PROBLEM DETAILS:
Go through the listing below and list every line with "this".

Rows from a dataset of pages and code:
────────────────

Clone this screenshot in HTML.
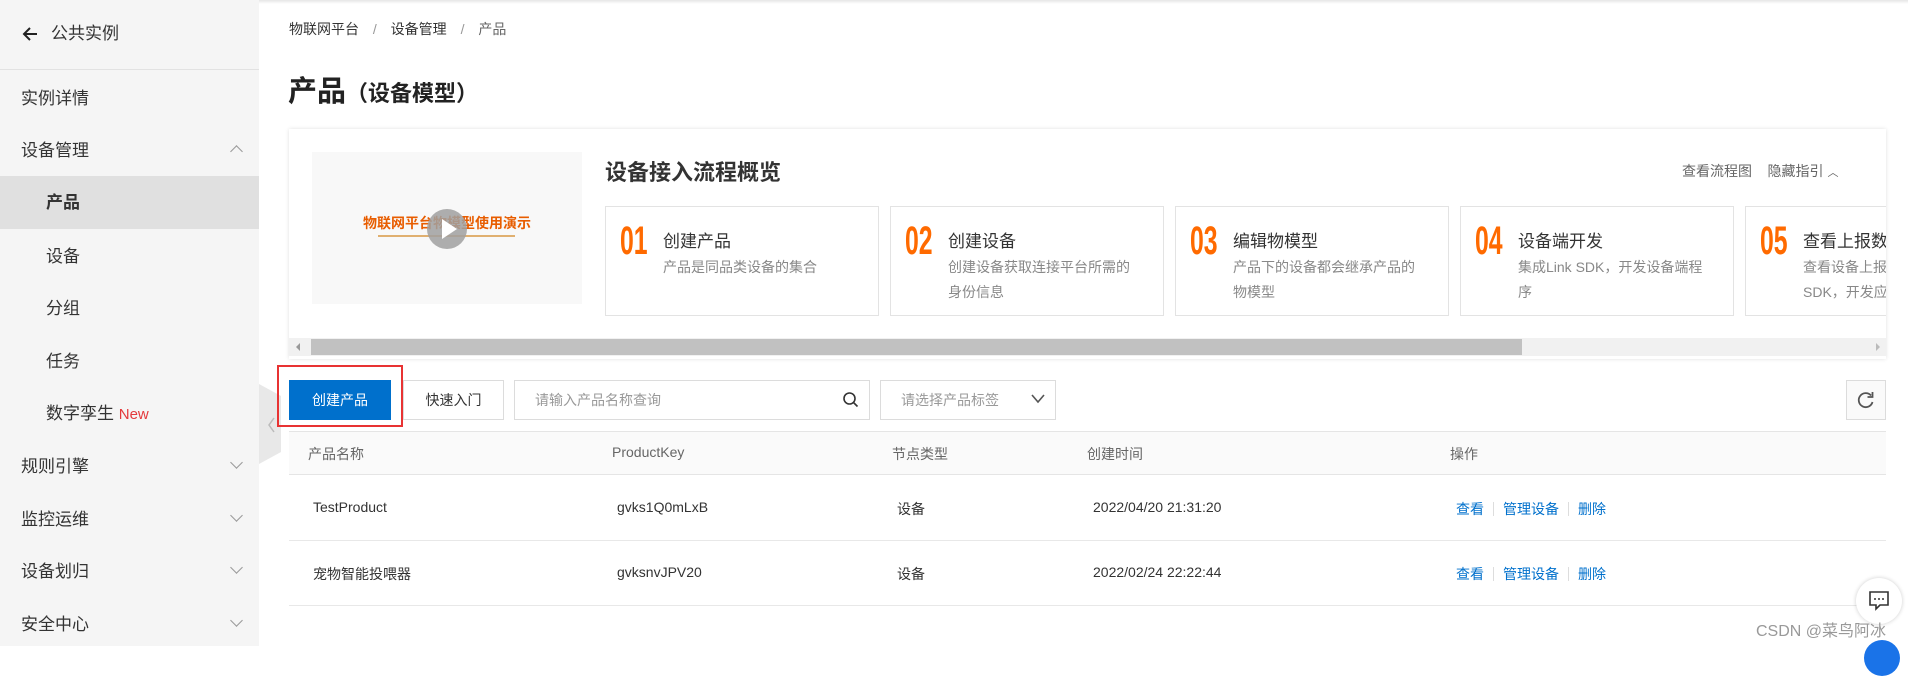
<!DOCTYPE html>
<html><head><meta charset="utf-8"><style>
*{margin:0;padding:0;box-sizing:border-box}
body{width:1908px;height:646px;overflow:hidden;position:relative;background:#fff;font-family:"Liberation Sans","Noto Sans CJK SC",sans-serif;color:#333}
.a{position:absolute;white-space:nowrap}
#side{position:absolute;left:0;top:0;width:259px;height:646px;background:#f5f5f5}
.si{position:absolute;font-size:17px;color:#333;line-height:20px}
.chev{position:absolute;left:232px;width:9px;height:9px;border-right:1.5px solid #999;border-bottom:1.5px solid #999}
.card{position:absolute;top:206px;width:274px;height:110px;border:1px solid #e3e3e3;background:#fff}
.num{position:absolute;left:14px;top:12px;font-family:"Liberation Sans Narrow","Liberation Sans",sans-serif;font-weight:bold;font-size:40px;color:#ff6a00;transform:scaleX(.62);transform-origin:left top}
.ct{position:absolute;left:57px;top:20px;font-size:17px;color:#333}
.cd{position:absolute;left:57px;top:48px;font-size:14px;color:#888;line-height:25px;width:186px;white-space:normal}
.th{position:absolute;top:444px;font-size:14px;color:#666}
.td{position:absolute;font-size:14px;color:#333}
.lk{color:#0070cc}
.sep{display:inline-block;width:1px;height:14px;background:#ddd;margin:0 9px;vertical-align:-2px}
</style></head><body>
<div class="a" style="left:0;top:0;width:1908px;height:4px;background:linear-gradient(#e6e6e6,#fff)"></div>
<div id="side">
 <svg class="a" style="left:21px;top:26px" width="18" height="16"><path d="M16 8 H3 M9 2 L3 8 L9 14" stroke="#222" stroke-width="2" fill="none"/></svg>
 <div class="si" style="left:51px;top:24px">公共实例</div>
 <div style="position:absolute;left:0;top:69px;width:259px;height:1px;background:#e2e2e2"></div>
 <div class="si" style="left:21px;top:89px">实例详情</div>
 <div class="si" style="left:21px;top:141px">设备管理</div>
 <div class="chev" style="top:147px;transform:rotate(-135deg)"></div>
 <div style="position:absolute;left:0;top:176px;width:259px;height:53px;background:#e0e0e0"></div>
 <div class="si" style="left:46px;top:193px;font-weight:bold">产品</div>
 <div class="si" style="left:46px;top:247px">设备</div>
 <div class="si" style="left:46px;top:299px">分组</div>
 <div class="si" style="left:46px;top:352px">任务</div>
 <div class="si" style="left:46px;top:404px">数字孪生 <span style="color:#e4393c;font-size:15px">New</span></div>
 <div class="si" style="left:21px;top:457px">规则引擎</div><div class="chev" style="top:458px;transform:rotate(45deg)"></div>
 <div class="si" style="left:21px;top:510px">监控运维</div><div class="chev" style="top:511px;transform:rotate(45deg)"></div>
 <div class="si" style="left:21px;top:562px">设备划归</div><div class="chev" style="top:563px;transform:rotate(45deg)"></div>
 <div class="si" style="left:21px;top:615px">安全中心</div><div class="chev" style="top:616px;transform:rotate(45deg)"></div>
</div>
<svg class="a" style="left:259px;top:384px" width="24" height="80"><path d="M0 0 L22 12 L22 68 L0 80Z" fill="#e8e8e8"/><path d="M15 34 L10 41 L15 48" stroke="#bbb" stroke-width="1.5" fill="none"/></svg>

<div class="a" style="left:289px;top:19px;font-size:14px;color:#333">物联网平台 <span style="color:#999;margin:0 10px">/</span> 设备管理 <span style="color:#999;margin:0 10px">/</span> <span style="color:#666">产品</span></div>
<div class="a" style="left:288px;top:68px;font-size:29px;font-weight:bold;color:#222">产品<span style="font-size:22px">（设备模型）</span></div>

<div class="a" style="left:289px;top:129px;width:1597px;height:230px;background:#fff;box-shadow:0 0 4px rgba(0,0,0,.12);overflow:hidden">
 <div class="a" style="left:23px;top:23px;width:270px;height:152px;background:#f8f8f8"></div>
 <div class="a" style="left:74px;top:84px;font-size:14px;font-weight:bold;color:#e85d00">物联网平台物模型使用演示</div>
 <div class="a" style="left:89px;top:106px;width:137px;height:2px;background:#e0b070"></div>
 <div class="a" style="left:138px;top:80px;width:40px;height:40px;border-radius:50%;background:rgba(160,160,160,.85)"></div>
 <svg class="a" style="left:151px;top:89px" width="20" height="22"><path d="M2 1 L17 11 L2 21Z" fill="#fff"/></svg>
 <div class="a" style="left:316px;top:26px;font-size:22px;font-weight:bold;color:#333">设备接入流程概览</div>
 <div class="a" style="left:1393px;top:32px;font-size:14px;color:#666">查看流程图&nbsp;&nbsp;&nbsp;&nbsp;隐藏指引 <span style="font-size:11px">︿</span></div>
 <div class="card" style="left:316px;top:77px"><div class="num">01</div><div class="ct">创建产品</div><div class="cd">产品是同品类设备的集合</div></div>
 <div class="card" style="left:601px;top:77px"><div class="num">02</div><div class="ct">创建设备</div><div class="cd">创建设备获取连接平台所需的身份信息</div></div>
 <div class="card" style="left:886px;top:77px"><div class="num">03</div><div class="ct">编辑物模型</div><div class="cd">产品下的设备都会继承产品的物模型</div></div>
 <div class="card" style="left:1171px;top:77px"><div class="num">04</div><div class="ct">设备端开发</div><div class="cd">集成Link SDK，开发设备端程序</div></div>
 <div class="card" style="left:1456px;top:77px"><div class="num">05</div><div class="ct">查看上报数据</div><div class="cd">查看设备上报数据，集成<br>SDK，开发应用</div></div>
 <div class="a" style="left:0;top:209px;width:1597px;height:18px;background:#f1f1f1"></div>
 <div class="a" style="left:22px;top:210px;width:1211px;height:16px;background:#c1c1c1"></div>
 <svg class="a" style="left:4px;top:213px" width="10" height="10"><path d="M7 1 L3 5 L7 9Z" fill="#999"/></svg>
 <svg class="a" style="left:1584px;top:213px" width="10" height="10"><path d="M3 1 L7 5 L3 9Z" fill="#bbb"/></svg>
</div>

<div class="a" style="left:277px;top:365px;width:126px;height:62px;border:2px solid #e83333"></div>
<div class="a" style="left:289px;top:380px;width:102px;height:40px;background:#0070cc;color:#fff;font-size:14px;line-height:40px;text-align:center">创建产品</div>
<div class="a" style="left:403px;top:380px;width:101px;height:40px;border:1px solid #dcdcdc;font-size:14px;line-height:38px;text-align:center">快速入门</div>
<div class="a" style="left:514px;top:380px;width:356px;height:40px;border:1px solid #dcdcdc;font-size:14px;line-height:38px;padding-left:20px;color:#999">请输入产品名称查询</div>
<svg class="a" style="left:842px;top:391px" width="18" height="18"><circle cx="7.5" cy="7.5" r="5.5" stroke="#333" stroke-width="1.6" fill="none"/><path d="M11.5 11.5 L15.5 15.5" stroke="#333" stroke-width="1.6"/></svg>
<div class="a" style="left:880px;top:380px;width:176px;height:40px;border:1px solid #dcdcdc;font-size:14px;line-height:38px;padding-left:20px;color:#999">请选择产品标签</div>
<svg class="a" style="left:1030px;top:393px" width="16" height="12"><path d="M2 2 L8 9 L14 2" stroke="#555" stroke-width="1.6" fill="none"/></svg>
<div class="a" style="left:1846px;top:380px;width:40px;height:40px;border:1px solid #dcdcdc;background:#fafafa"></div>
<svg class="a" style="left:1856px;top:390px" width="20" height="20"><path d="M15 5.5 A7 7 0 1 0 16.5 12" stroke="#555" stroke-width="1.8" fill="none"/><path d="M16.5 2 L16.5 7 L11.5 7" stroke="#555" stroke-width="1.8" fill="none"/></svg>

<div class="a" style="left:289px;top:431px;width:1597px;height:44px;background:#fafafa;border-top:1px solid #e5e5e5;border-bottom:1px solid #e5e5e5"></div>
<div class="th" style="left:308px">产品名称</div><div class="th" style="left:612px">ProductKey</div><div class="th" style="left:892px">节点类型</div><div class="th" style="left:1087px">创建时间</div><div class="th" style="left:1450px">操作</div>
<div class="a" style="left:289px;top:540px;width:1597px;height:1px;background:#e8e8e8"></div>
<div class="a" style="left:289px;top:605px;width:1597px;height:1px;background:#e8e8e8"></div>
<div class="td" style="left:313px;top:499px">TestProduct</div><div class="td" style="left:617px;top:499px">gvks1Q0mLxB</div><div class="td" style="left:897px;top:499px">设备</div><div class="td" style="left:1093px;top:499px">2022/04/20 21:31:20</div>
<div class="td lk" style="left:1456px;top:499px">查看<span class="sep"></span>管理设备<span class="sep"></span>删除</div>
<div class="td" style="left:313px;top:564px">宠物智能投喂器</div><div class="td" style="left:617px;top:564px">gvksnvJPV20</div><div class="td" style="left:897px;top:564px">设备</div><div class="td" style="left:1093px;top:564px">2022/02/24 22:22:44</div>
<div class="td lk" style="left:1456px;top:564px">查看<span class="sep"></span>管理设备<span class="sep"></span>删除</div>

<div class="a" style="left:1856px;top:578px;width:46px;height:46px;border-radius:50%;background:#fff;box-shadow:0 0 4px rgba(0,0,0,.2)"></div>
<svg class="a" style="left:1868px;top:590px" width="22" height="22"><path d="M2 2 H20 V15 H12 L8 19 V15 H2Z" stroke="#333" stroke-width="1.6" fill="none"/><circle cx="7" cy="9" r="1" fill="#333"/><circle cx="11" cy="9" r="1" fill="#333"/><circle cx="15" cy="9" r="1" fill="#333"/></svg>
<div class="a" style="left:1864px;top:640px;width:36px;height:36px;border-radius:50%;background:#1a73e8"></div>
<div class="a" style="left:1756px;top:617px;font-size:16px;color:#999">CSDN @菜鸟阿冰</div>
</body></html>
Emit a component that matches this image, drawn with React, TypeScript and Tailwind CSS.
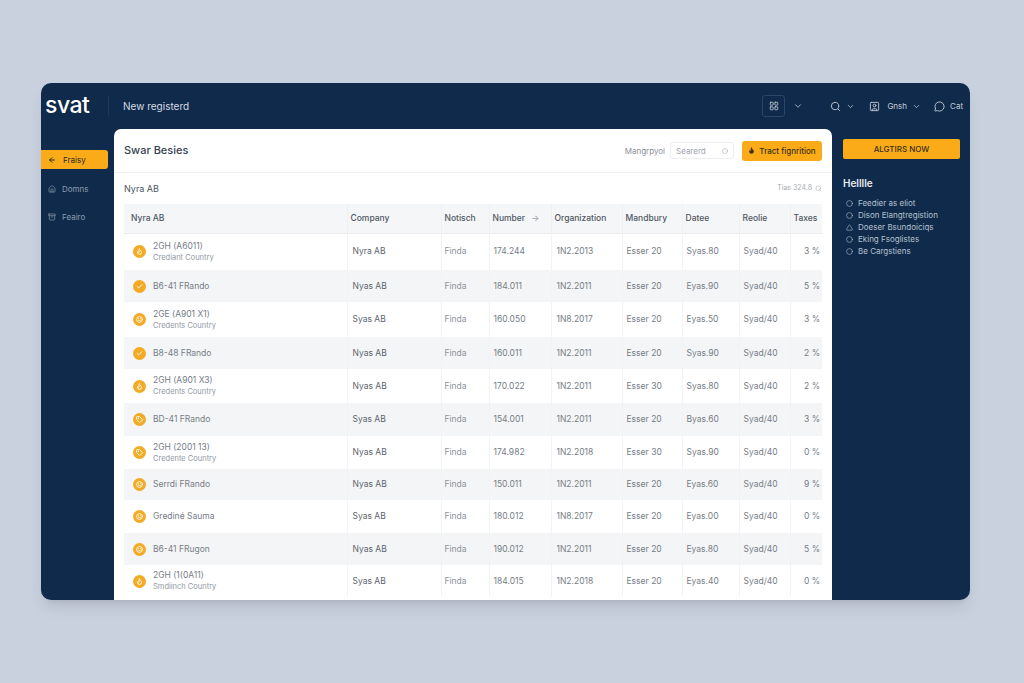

────────────────

COMPLETE RESPONSE:
Clone this screenshot in HTML.
Emit a component that matches this image, drawn with React, TypeScript and Tailwind CSS.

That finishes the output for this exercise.